The other scene I was referring to takes place between Jean Louise and Henry, and Henry is another case in point of this novel answering, unintentionally, to one of directed-at-TKaM few criticisms, this time about the classism in the depiction of "white trash" . Because Henry Clinton comes from a "white trash" family, and Atticus' sister Alexandra has a rant about that to Jean Louise early on (
"We Finches do not marry the children of rednecked white trash (...)Henry is like he is now only because your father took him in hand when he was a boy, and because the war came and paid for his education. Fine a boy as he is, the trash won't wash out of him"). I hasten to add that Alexandra is presented as a snob and Henry sympathetically at this point; it's this speech which brings a very pissed off Jean Louise nearly to agree to marry him. When, much later in the novel, Jean Louise and Henry finally have their conversation about the big twist, Henry's reply to the obvious question she asks him goes right at the hart of this difference in their origins, and what it means for his day-to-day existence in Maycomb:
( another spoilery text passage )Neither Jean Louise nor the novel takes this as an excuse for the larger issue, but neither is Henry's point re: the differences in how people react to them denied.
Btw, before I talk about more serious issues and how they're dealt with, I'd be remiss if I didn't point out another strength of the novel: the humour of it. Not just in some of the childhood scenes. An example of the bantery (and unspoilery) dialogue between Jean Louise and her father Atticus early in the novel, before the twist, which refers to something Henry alludes to in the spoilery passage earlier. Aunt Alexandra is just chiding Jean Louise about the rumour Jean Louise and Henry were swimming in the river naked:
"
Your father will die, simply die, when he finds out."
Atticus was standing in the door with his hands in his pockets.
"Good morning," he said. "What will kill me?"
Alexandra said, "Im not going to tell him, Jean Louise. It's up to you.
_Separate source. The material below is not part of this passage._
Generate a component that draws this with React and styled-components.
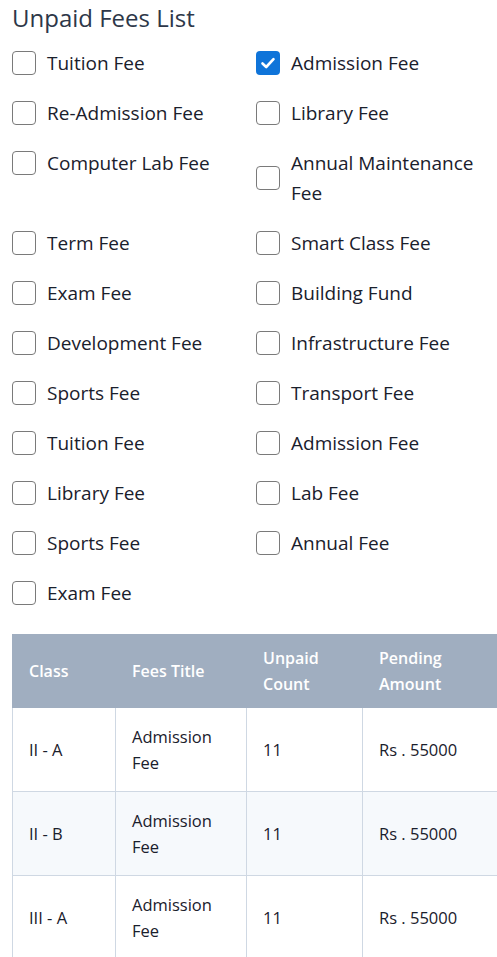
import React from 'react'
import styled, { createGlobalStyle } from 'styled-components'

const GlobalStyle = createGlobalStyle`
  body {
    margin: 0;
    background: #fff;
    font-family: "Open Sans", "Noto Sans", sans-serif;
    color: #1a202c;
  }
`

const fees = [
  ['Tuition Fee', false], ['Admission Fee', true],
  ['Re-Admission Fee', false], ['Library Fee', false],
  ['Computer Lab Fee', false], ['Annual Maintenance Fee', false],
  ['Term Fee', false], ['Smart Class Fee', false],
  ['Exam Fee', false], ['Building Fund', false],
  ['Development Fee', false], ['Infrastructure Fee', false],
  ['Sports Fee', false], ['Transport Fee', false],
  ['Tuition Fee', false], ['Admission Fee', false],
  ['Library Fee', false], ['Lab Fee', false],
  ['Sports Fee', false], ['Annual Fee', false],
  ['Exam Fee', false],
]

const rows = [
  { cls: 'II - A', title: 'Admission Fee', count: 11, amount: 55000 },
  { cls: 'II - B', title: 'Admission Fee', count: 11, amount: 55000 },
  { cls: 'III - A', title: 'Admission Fee', count: 11, amount: 55000 },
]

const App = () => {
  return (
    <Page>
      <GlobalStyle />
      <Title>Unpaid Fees List</Title>
      <FeeGrid>
        {fees.map(([label, checked], i) => (
          <FeeItem key={i}>
            <Box checked={checked}>
              {checked && (
                <svg width="16" height="16" viewBox="0 0 16 16">
                  <path d="M2.5 8.5 L6.2 12 L13.5 4.2" fill="none" stroke="#fff" strokeWidth="2.6" strokeLinecap="round" strokeLinejoin="round" />
                </svg>
              )}
            </Box>
            <Label>{label}</Label>
          </FeeItem>
        ))}
      </FeeGrid>
      <TableWrap>
        <Table>
          <colgroup>
            <col style={{ width: 103 }} />
            <col style={{ width: 131 }} />
            <col style={{ width: 116 }} />
            <col style={{ width: 150 }} />
          </colgroup>
          <thead>
            <tr>
              <Th>Class</Th>
              <Th>Fees Title</Th>
              <Th>Unpaid Count</Th>
              <Th>Pending Amount</Th>
            </tr>
          </thead>
          <tbody>
            {rows.map((r, i) => (
              <Tr key={i} striped={i % 2 === 1}>
                <Td>{r.cls}</Td>
                <Td>{r.title}</Td>
                <Td>{r.count}</Td>
                <Td>Rs . {r.amount}</Td>
              </Tr>
            ))}
          </tbody>
        </Table>
      </TableWrap>
    </Page>
  )
}

export default App

const Page = styled.div`
  padding: 0 0 0 12px;
  overflow: hidden;
`
const Title = styled.h2`
  margin: 0;
  font-size: 24px;
  font-weight: 500;
  line-height: 36px;
  color: #2d3748;
`
const FeeGrid = styled.div`
  margin-top: 12px;
  width: 473px;
  display: grid;
  grid-template-columns: 244px 229px;
  row-gap: 20px;
  align-items: start;
`
const FeeItem = styled.label`
  display: flex;
  align-items: center;
  gap: 11px;
`
const Box = styled.span`
  flex: none;
  width: 24px;
  height: 24px;
  box-sizing: border-box;
  border-radius: 4px;
  border: ${(p) => (p.checked ? 'none' : '1.5px solid #7a7a7a')};
  background: ${(p) => (p.checked ? '#0f74d9' : '#fff')};
  display: grid;
  place-items: center;
`
const Label = styled.span`
  font-size: 19px;
  line-height: 30px;
  color: #1a202c;
`
const TableWrap = styled.div`
  margin-top: 26px;
  overflow: hidden;
`
const Table = styled.table`
  border-collapse: collapse;
  table-layout: fixed;
  width: 500px;
  font-size: 16.5px;
  line-height: 26px;
`
const Th = styled.th`
  background: #a0aec0;
  color: #fff;
  font-weight: 600;
  font-size: 16px;
  text-align: left;
  padding: 10px 16px;
  height: 73px;
  box-sizing: border-box;
  border: 1px solid #a0aec0;
`
const Tr = styled.tr`
  background: ${(p) => (p.striped ? '#f6f9fc' : '#fff')};
`
const Td = styled.td`
  padding: 15.5px 16px;
  border: 1px solid #cfd8e3;
  color: #1a202c;
`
Jean Louise silently signaled her father. Her message was received and understood. Atticus looked grave. "What's the matter?" he said.
"Mary Webster was on the blower. Her advance agents saw Hank and me swimming in the river in the middle of the night with no clothes on."
"H'r'm," said Atticus. He touched his glasses. "I hope you weren't doing the backstroke." Conversely, here's Jean Louise teasing her father at breakfast re: coffee:
'Still haven't learned how to drink it?'
'No,' said her father.
'Whiskey either?'
'No.'
'Cigarettes and women?'
'No.'
'You have any fun these days?'
'I manage.' You can see what I mean about the characterisation build up within this novel. As an example of a characterisation of even minor characters in a few lines, here's Dill, the character inspired by Harper Lee's childhood friendship with Truman Capote, who shows up only in flashback in
Go Set a Watchman but is occasionally thought of by Jean Louise in the present, too.
re: Dill the child:
He was a short, square-built, cotton-headed individual with the face of an angel and the cunning of a stoat. He was a year older than she, but she was a head taller. Dill the adult, during the novel's actions abroad (currently in Italy):
He was a born wanderer. He was like a small panther when confined with the same people and surroundings for any length of time. She wondered where he would be when his life ended. Not on the sidewalk of Maycomb, that was for sure.Aunt Alexandra (whom I don't recall from TKaM):
Alexandra was the last of her kind; she had river-boat, boarding school manners; let any moral come along and she would uphold it; she was a disapprover; she was an incurable gossip. When Alexandra went to finishing school, self-doubt could not be found in any text-book (...).It's this wit and affection for the characters on the narrator's part which makes the twist and theme extra painful.
( Now it gets truly spoilery again. ) Well. No wonder Jean Louise runs around in the later part of the novel inwardly alternately reeling, wondering whether everyone around her went crazy or whether she did, and generally asking WHY?, feeling horribly betrayed and wondering and how both past and present can be true. Unfortunately, the narrative resolution to all of this brings me to the novel's weaknesses again.
( Spoilers abound )Finally a bit of Mockingbird-related musings: when choosing to shift the story to Scout's childhood and make the trial the big plot, Harper Lee and her editor went for a dramatically more satisfying and far more clear cut tale. However, it also meant a lot of the ambiguity is lost.
Go Set a Watchman doesn't have heroes and villains, per se. I mean, there is the boo-hiss racist O'Hanlon making a speech at the courthouse, but he's barely in the book, just in that one scene, not a character as much as a plot device to galvanize Jean Louise's discovery. Everyone else, including Jean Louise, has prejudices in different degrees (though she thinks she has none) but also good intentions. It doesn't make some of their actions less devastating. I think there is more than one good book hidden in this one. The one we actually got in
Mockingbird, certainly. But I can't help but wondering what would have happened if the editor, instead of advising Harper Lee to go for the childhood scenes, told her to jettison Uncle Jack the Mansplainer, curb the speechifying in the last third of the book and not to stop redrafting until the final two confrontations were the best they can be? US lit is so obsessed with father/son relationships; daughter/father, when not about the father being emotionally withdrawn (this isn't Atticus' problem at all), is still far rarer.
Or: a Calpurnia pov novel. That scene between Jean Louise and Calpurnia in just a short space gives us an impression of Calpurnia seeing her life with the Finch family so radically different from how Scout saw it, without negating Scout's pov, either, and it would have been fascinating to read an entire book of that.
In conclusion: won't become one of my favourite novels, but I'm glad to have read it.